↓
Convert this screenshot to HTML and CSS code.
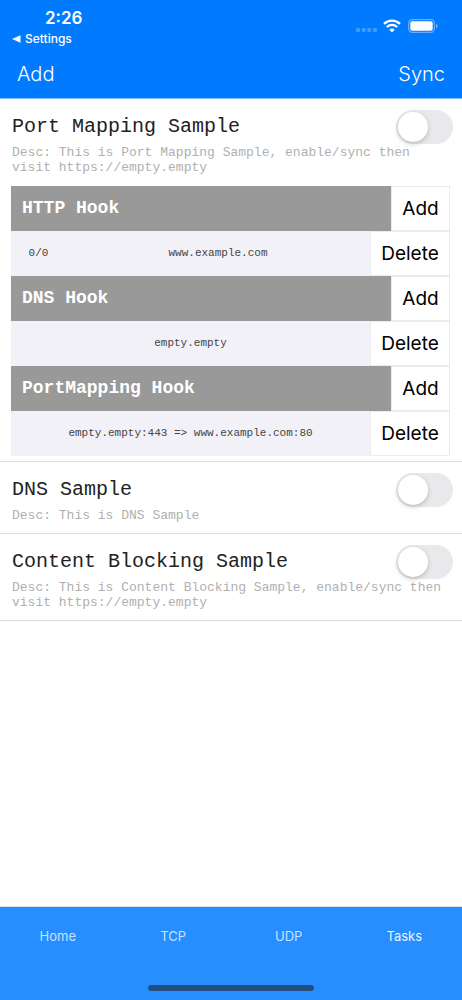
↑
↓
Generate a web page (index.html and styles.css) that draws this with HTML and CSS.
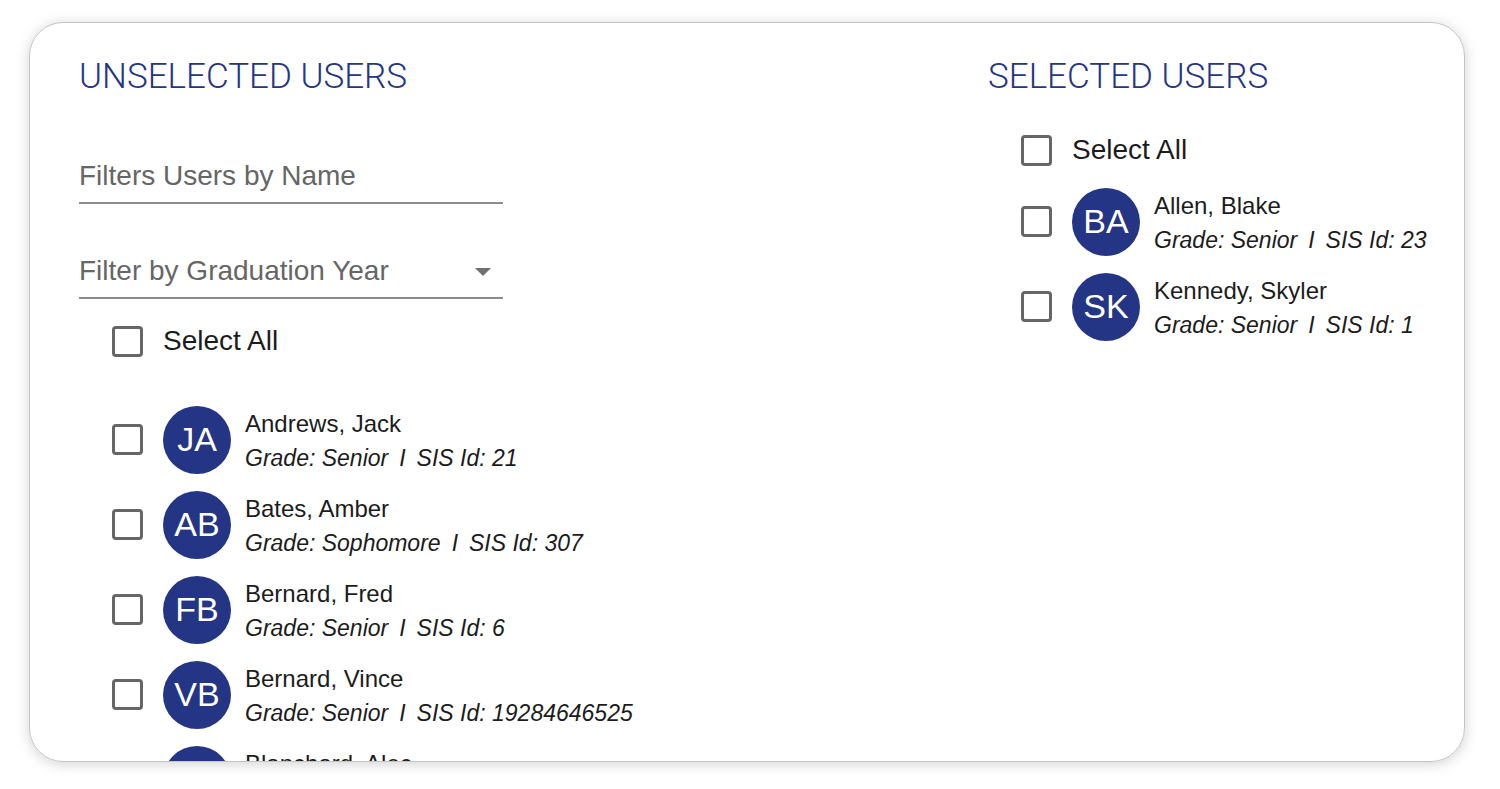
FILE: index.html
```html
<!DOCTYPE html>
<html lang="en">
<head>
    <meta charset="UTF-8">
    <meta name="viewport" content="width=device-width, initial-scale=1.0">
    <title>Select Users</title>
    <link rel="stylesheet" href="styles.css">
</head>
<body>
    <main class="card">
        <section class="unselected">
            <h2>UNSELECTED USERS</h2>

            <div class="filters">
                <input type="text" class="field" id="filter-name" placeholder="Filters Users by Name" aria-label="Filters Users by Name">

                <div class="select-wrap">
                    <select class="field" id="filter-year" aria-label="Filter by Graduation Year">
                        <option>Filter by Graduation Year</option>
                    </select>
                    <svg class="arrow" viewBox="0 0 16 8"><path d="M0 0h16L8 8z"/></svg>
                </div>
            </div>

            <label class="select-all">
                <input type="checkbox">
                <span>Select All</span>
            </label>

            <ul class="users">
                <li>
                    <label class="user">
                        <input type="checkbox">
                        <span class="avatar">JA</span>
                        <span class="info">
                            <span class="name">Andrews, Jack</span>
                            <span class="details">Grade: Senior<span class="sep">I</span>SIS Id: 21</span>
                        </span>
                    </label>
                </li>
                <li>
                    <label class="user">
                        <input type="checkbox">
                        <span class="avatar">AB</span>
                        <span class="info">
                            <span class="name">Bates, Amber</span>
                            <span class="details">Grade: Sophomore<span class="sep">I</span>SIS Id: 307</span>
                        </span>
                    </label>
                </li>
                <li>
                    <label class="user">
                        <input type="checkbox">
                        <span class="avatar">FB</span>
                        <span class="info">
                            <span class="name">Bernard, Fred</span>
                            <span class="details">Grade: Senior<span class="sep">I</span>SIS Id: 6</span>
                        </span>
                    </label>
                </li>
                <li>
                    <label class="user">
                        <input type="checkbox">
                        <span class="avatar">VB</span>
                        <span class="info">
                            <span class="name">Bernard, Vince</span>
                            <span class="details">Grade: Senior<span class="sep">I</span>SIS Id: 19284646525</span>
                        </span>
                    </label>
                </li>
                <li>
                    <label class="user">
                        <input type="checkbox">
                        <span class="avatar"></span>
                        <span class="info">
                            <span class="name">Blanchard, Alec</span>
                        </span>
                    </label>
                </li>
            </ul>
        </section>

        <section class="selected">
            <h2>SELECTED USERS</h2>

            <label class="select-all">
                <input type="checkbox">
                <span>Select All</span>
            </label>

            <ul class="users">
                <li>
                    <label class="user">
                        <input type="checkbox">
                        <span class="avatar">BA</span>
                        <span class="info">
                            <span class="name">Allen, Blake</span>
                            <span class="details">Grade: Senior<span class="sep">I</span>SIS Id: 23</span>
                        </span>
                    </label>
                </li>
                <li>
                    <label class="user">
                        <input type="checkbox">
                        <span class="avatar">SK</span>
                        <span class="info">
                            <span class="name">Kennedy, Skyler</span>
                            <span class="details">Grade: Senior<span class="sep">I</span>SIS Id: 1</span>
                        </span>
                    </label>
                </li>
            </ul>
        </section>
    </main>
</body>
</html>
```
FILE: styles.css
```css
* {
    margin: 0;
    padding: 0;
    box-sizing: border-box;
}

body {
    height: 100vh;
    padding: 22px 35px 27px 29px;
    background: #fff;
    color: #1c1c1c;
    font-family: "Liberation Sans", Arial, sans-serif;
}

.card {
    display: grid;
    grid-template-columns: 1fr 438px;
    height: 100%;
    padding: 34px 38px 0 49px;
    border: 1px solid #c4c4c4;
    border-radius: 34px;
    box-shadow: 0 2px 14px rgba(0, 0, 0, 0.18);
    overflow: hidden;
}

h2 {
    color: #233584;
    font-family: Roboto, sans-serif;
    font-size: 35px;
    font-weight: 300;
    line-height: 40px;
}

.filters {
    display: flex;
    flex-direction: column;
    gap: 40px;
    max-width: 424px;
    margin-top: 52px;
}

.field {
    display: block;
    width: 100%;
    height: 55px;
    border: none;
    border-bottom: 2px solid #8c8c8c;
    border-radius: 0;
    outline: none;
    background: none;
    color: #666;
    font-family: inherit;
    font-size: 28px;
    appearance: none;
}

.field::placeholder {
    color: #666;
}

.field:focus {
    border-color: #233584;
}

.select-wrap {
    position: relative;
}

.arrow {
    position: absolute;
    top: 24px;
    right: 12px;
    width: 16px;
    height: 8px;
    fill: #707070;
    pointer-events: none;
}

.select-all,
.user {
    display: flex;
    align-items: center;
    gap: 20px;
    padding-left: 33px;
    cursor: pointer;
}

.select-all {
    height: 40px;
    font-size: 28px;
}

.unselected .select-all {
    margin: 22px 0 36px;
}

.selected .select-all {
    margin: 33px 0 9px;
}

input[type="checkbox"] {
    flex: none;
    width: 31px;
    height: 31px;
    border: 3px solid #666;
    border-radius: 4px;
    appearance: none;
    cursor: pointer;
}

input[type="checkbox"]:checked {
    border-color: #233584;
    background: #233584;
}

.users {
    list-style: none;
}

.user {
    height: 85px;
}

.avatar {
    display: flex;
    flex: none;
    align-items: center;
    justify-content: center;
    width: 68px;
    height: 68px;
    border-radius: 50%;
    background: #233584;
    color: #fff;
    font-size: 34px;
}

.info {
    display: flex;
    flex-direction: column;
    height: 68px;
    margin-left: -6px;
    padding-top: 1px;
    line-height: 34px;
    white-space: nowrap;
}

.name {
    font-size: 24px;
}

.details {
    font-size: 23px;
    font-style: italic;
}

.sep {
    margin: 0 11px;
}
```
↑
## Instructions for the task
Extract all lines that hold the word "this".

## The solution
Convert this screenshot to HTML and CSS code.
Generate a web page (index.html and styles.css) that draws this with HTML and CSS.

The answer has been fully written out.